Interface markup and scripts
* start *
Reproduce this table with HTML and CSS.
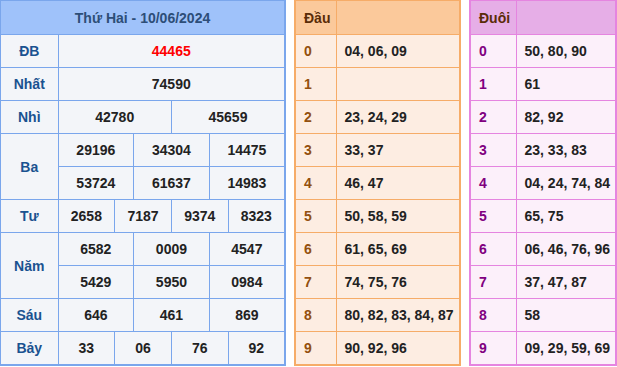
FILE: index.html
```html
<!DOCTYPE html>
<html lang="vi">
<head>
<meta charset="utf-8">
<link rel="stylesheet" href="styles.css">
</head>
<body>
<div class="wrap">
  <table class="kq">
    <colgroup>
      <col class="c-label">
      <col><col><col><col><col><col><col><col><col><col><col><col>
    </colgroup>
    <thead>
      <tr><th colspan="13" class="title">Thứ Hai - 10/06/2024</th></tr>
    </thead>
    <tbody>
      <tr><td class="lbl">ĐB</td><td colspan="12" class="db">44465</td></tr>
      <tr><td class="lbl">Nhất</td><td colspan="12">74590</td></tr>
      <tr><td class="lbl">Nhì</td><td colspan="6">42780</td><td colspan="6">45659</td></tr>
      <tr><td class="lbl" rowspan="2">Ba</td><td colspan="4">29196</td><td colspan="4">34304</td><td colspan="4">14475</td></tr>
      <tr><td colspan="4">53724</td><td colspan="4">61637</td><td colspan="4">14983</td></tr>
      <tr><td class="lbl">Tư</td><td colspan="3">2658</td><td colspan="3">7187</td><td colspan="3">9374</td><td colspan="3">8323</td></tr>
      <tr><td class="lbl" rowspan="2">Năm</td><td colspan="4">6582</td><td colspan="4">0009</td><td colspan="4">4547</td></tr>
      <tr><td colspan="4">5429</td><td colspan="4">5950</td><td colspan="4">0984</td></tr>
      <tr><td class="lbl">Sáu</td><td colspan="4">646</td><td colspan="4">461</td><td colspan="4">869</td></tr>
      <tr><td class="lbl">Bảy</td><td colspan="3">33</td><td colspan="3">06</td><td colspan="3">76</td><td colspan="3">92</td></tr>
    </tbody>
  </table>

  <table class="lt dau">
    <colgroup><col class="c-key"><col></colgroup>
    <thead><tr><th>Đầu</th><th></th></tr></thead>
    <tbody>
      <tr><td class="k">0</td><td>04, 06, 09</td></tr>
      <tr><td class="k">1</td><td></td></tr>
      <tr><td class="k">2</td><td>23, 24, 29</td></tr>
      <tr><td class="k">3</td><td>33, 37</td></tr>
      <tr><td class="k">4</td><td>46, 47</td></tr>
      <tr><td class="k">5</td><td>50, 58, 59</td></tr>
      <tr><td class="k">6</td><td>61, 65, 69</td></tr>
      <tr><td class="k">7</td><td>74, 75, 76</td></tr>
      <tr><td class="k">8</td><td>80, 82, 83, 84, 87</td></tr>
      <tr><td class="k">9</td><td>90, 92, 96</td></tr>
    </tbody>
  </table>

  <table class="lt duoi">
    <colgroup><col class="c-key2"><col></colgroup>
    <thead><tr><th>Đuôi</th><th></th></tr></thead>
    <tbody>
      <tr><td class="k">0</td><td>50, 80, 90</td></tr>
      <tr><td class="k">1</td><td>61</td></tr>
      <tr><td class="k">2</td><td>82, 92</td></tr>
      <tr><td class="k">3</td><td>23, 33, 83</td></tr>
      <tr><td class="k">4</td><td>04, 24, 74, 84</td></tr>
      <tr><td class="k">5</td><td>65, 75</td></tr>
      <tr><td class="k">6</td><td>06, 46, 76, 96</td></tr>
      <tr><td class="k">7</td><td>37, 47, 87</td></tr>
      <tr><td class="k">8</td><td>58</td></tr>
      <tr><td class="k">9</td><td>09, 29, 59, 69</td></tr>
    </tbody>
  </table>
</div>
</body>
</html>
```

FILE: styles.css
```css
html, body {
  margin: 0;
  padding: 0;
  background: #ffffff;
}
body {
  font-family: "Liberation Sans", Arial, sans-serif;
  font-size: 14px;
  font-weight: bold;
  color: #222222;
}
.wrap {
  display: flex;
  align-items: flex-start;
  padding: 0;
  margin-top: -1px;
  margin-left: -1px;
}
table {
  border-collapse: collapse;
  table-layout: fixed;
}
td, th {
  padding: 0;
  height: 32px;
  line-height: 16px;
}
/* main results table */
.kq {
  width: 287px;
  border: 2px solid #7aa6ec;
  background: #f3f5f9;
}
.kq td, .kq th {
  border: 1px solid #7aa6ec;
  text-align: center;
}
.kq .c-label { width: 58px; }
.kq .title {
  height: 33px;
  background: #9fc2fa;
  color: #2d4e78;
  font-weight: bold;
}
.kq .lbl { color: #1a5290; }
.kq .db { color: #ff0000; }

/* loto tables */
.lt {
  border: 2px solid;
  text-align: left;
}
.lt td, .lt th {
  border: 1px solid;
  padding-left: 8px;
  text-align: left;
}
.lt th { height: 33px; }
.dau {
  width: 167px;
  margin-left: 8px;
  border-color: #f6ac68;
  background: #fdede2;
}
.dau td, .dau th { border-color: #f6ac68; }
.dau th { background: #fbc99b; color: #5a2c08; }
.dau .c-key { width: 41px; }
.dau .k { color: #93500f; }

.duoi {
  width: 148px;
  margin-left: 8px;
  border-color: #e585e0;
  background: #fcf0fa;
}
.duoi td, .duoi th { border-color: #e585e0; }
.duoi th { background: #e6aee7; color: #5a2c08; }
.duoi .c-key2 { width: 46px; }
.duoi .k { color: #800080; }
```
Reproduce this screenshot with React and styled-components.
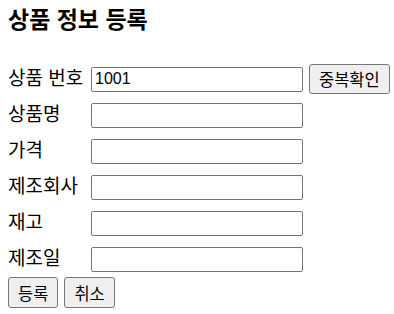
import React from 'react'
import styled, { createGlobalStyle } from 'styled-components'

const GlobalStyle = createGlobalStyle`
    body {
        margin: 0;
        background: #ffffff;
        font-family: "Liberation Sans", "Noto Sans CJK KR", sans-serif;
        color: #000000;
    }
`

const Page = styled.div`
    padding: 6px 8px 0 8px;
`

const Title = styled.h3`
    margin: 0;
    font-size: 23px;
    line-height: 28px;
    font-weight: 700;
`

const Form = styled.form`
    margin-top: 27px;
    display: flex;
    flex-direction: column;
`

const Row = styled.div`
    display: grid;
    grid-template-columns: 83px 212px auto;
    align-items: center;
    height: 36px;
`

const Label = styled.label`
    font-size: 19px;
    line-height: 26px;
    white-space: nowrap;
`

const Input = styled.input`
    box-sizing: border-box;
    width: 212px;
    height: 25px;
    padding: 1px 3px;
    border: 1px solid #767676;
    border-radius: 2px;
    font-family: "Liberation Sans", "Noto Sans CJK KR", sans-serif;
    font-size: 16px;
    color: #000000;
    background: #ffffff;
`

const Button = styled.button`
    box-sizing: border-box;
    height: ${(props) => (props.tall ? '31px' : '30px')};
    margin-left: ${(props) => (props.inline ? '6px' : '0')};
    padding: 0 9px;
    border: 1px solid #767676;
    border-radius: 3px;
    background: #efefef;
    font-family: "Liberation Sans", "Noto Sans CJK KR", sans-serif;
    font-size: 16.5px;
    color: #000000;
    white-space: nowrap;
    justify-self: start;
`

const Actions = styled.div`
    display: flex;
    gap: 6px;
`

const fields = [
    { label: '상품 번호', value: '1001', check: true },
    { label: '상품명', value: '' },
    { label: '가격', value: '' },
    { label: '제조회사', value: '' },
    { label: '재고', value: '' },
    { label: '제조일', value: '' },
]

const App = () => {
    return (
        <Page>
            <GlobalStyle />
            <Title>상품 정보 등록</Title>
            <Form onSubmit={(e) => e.preventDefault()}>
                {fields.map((f) => (
                    <Row key={f.label}>
                        <Label>{f.label}</Label>
                        <Input type="text" defaultValue={f.value} />
                        {f.check && (
                            <Button type="button" inline>
                                중복확인
                            </Button>
                        )}
                    </Row>
                ))}
                <Actions>
                    <Button type="submit" tall>등록</Button>
                    <Button type="reset" tall>취소</Button>
                </Actions>
            </Form>
        </Page>
    )
}

export default App
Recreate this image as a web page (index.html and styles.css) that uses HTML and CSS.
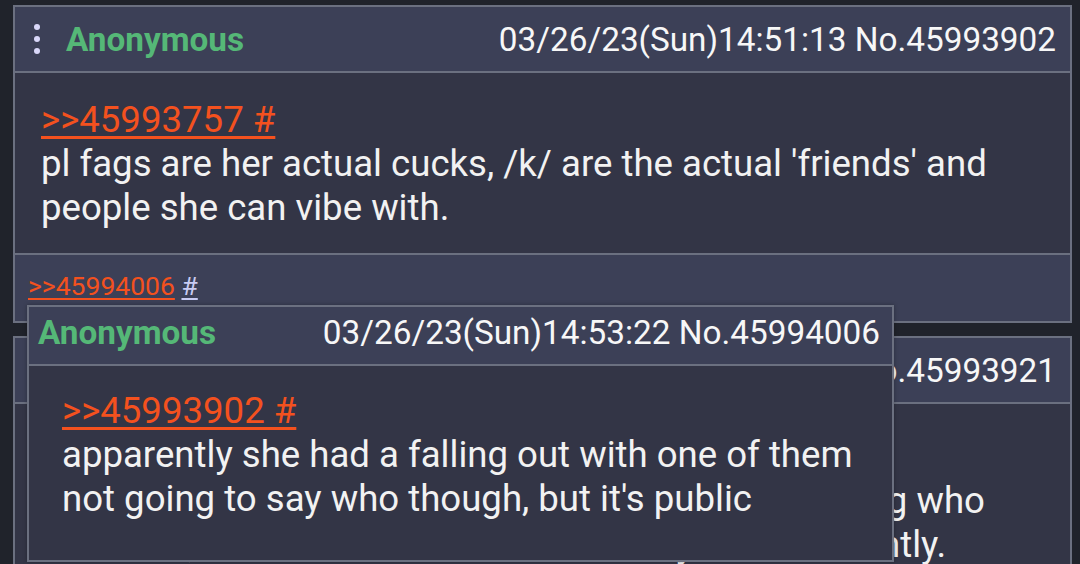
* end *
### Aim
The records shown above are to be repeated exactly, with the pictures left out.

### Reply
Reproduce this table with HTML and CSS.
FILE: index.html
```html
<!DOCTYPE html>
<html lang="vi">
<head>
<meta charset="utf-8">
<link rel="stylesheet" href="styles.css">
</head>
<body>
<div class="wrap">
  <table class="kq">
    <colgroup>
      <col class="c-label">
      <col><col><col><col><col><col><col><col><col><col><col><col>
    </colgroup>
    <thead>
      <tr><th colspan="13" class="title">Thứ Hai - 10/06/2024</th></tr>
    </thead>
    <tbody>
      <tr><td class="lbl">ĐB</td><td colspan="12" class="db">44465</td></tr>
      <tr><td class="lbl">Nhất</td><td colspan="12">74590</td></tr>
      <tr><td class="lbl">Nhì</td><td colspan="6">42780</td><td colspan="6">45659</td></tr>
      <tr><td class="lbl" rowspan="2">Ba</td><td colspan="4">29196</td><td colspan="4">34304</td><td colspan="4">14475</td></tr>
      <tr><td colspan="4">53724</td><td colspan="4">61637</td><td colspan="4">14983</td></tr>
      <tr><td class="lbl">Tư</td><td colspan="3">2658</td><td colspan="3">7187</td><td colspan="3">9374</td><td colspan="3">8323</td></tr>
      <tr><td class="lbl" rowspan="2">Năm</td><td colspan="4">6582</td><td colspan="4">0009</td><td colspan="4">4547</td></tr>
      <tr><td colspan="4">5429</td><td colspan="4">5950</td><td colspan="4">0984</td></tr>
      <tr><td class="lbl">Sáu</td><td colspan="4">646</td><td colspan="4">461</td><td colspan="4">869</td></tr>
      <tr><td class="lbl">Bảy</td><td colspan="3">33</td><td colspan="3">06</td><td colspan="3">76</td><td colspan="3">92</td></tr>
    </tbody>
  </table>

  <table class="lt dau">
    <colgroup><col class="c-key"><col></colgroup>
    <thead><tr><th>Đầu</th><th></th></tr></thead>
    <tbody>
      <tr><td class="k">0</td><td>04, 06, 09</td></tr>
      <tr><td class="k">1</td><td></td></tr>
      <tr><td class="k">2</td><td>23, 24, 29</td></tr>
      <tr><td class="k">3</td><td>33, 37</td></tr>
      <tr><td class="k">4</td><td>46, 47</td></tr>
      <tr><td class="k">5</td><td>50, 58, 59</td></tr>
      <tr><td class="k">6</td><td>61, 65, 69</td></tr>
      <tr><td class="k">7</td><td>74, 75, 76</td></tr>
      <tr><td class="k">8</td><td>80, 82, 83, 84, 87</td></tr>
      <tr><td class="k">9</td><td>90, 92, 96</td></tr>
    </tbody>
  </table>

  <table class="lt duoi">
    <colgroup><col class="c-key2"><col></colgroup>
    <thead><tr><th>Đuôi</th><th></th></tr></thead>
    <tbody>
      <tr><td class="k">0</td><td>50, 80, 90</td></tr>
      <tr><td class="k">1</td><td>61</td></tr>
      <tr><td class="k">2</td><td>82, 92</td></tr>
      <tr><td class="k">3</td><td>23, 33, 83</td></tr>
      <tr><td class="k">4</td><td>04, 24, 74, 84</td></tr>
      <tr><td class="k">5</td><td>65, 75</td></tr>
      <tr><td class="k">6</td><td>06, 46, 76, 96</td></tr>
      <tr><td class="k">7</td><td>37, 47, 87</td></tr>
      <tr><td class="k">8</td><td>58</td></tr>
      <tr><td class="k">9</td><td>09, 29, 59, 69</td></tr>
    </tbody>
  </table>
</div>
</body>
</html>
```

FILE: styles.css
```css
html, body {
  margin: 0;
  padding: 0;
  background: #ffffff;
}
body {
  font-family: "Liberation Sans", Arial, sans-serif;
  font-size: 14px;
  font-weight: bold;
  color: #222222;
}
.wrap {
  display: flex;
  align-items: flex-start;
  padding: 0;
  margin-top: -1px;
  margin-left: -1px;
}
table {
  border-collapse: collapse;
  table-layout: fixed;
}
td, th {
  padding: 0;
  height: 32px;
  line-height: 16px;
}
/* main results table */
.kq {
  width: 287px;
  border: 2px solid #7aa6ec;
  background: #f3f5f9;
}
.kq td, .kq th {
  border: 1px solid #7aa6ec;
  text-align: center;
}
.kq .c-label { width: 58px; }
.kq .title {
  height: 33px;
  background: #9fc2fa;
  color: #2d4e78;
  font-weight: bold;
}
.kq .lbl { color: #1a5290; }
.kq .db { color: #ff0000; }

/* loto tables */
.lt {
  border: 2px solid;
  text-align: left;
}
.lt td, .lt th {
  border: 1px solid;
  padding-left: 8px;
  text-align: left;
}
.lt th { height: 33px; }
.dau {
  width: 167px;
  margin-left: 8px;
  border-color: #f6ac68;
  background: #fdede2;
}
.dau td, .dau th { border-color: #f6ac68; }
.dau th { background: #fbc99b; color: #5a2c08; }
.dau .c-key { width: 41px; }
.dau .k { color: #93500f; }

.duoi {
  width: 148px;
  margin-left: 8px;
  border-color: #e585e0;
  background: #fcf0fa;
}
.duoi td, .duoi th { border-color: #e585e0; }
.duoi th { background: #e6aee7; color: #5a2c08; }
.duoi .c-key2 { width: 46px; }
.duoi .k { color: #800080; }
```
Reproduce this screenshot with React and styled-components.
import React from 'react'
import styled, { createGlobalStyle } from 'styled-components'

const GlobalStyle = createGlobalStyle`
    body {
        margin: 0;
        background: #ffffff;
        font-family: "Liberation Sans", "Noto Sans CJK KR", sans-serif;
        color: #000000;
    }
`

const Page = styled.div`
    padding: 6px 8px 0 8px;
`

const Title = styled.h3`
    margin: 0;
    font-size: 23px;
    line-height: 28px;
    font-weight: 700;
`

const Form = styled.form`
    margin-top: 27px;
    display: flex;
    flex-direction: column;
`

const Row = styled.div`
    display: grid;
    grid-template-columns: 83px 212px auto;
    align-items: center;
    height: 36px;
`

const Label = styled.label`
    font-size: 19px;
    line-height: 26px;
    white-space: nowrap;
`

const Input = styled.input`
    box-sizing: border-box;
    width: 212px;
    height: 25px;
    padding: 1px 3px;
    border: 1px solid #767676;
    border-radius: 2px;
    font-family: "Liberation Sans", "Noto Sans CJK KR", sans-serif;
    font-size: 16px;
    color: #000000;
    background: #ffffff;
`

const Button = styled.button`
    box-sizing: border-box;
    height: ${(props) => (props.tall ? '31px' : '30px')};
    margin-left: ${(props) => (props.inline ? '6px' : '0')};
    padding: 0 9px;
    border: 1px solid #767676;
    border-radius: 3px;
    background: #efefef;
    font-family: "Liberation Sans", "Noto Sans CJK KR", sans-serif;
    font-size: 16.5px;
    color: #000000;
    white-space: nowrap;
    justify-self: start;
`

const Actions = styled.div`
    display: flex;
    gap: 6px;
`

const fields = [
    { label: '상품 번호', value: '1001', check: true },
    { label: '상품명', value: '' },
    { label: '가격', value: '' },
    { label: '제조회사', value: '' },
    { label: '재고', value: '' },
    { label: '제조일', value: '' },
]

const App = () => {
    return (
        <Page>
            <GlobalStyle />
            <Title>상품 정보 등록</Title>
            <Form onSubmit={(e) => e.preventDefault()}>
                {fields.map((f) => (
                    <Row key={f.label}>
                        <Label>{f.label}</Label>
                        <Input type="text" defaultValue={f.value} />
                        {f.check && (
                            <Button type="button" inline>
                                중복확인
                            </Button>
                        )}
                    </Row>
                ))}
                <Actions>
                    <Button type="submit" tall>등록</Button>
                    <Button type="reset" tall>취소</Button>
                </Actions>
            </Form>
        </Page>
    )
}

export default App
Recreate this image as a web page (index.html and styles.css) that uses HTML and CSS.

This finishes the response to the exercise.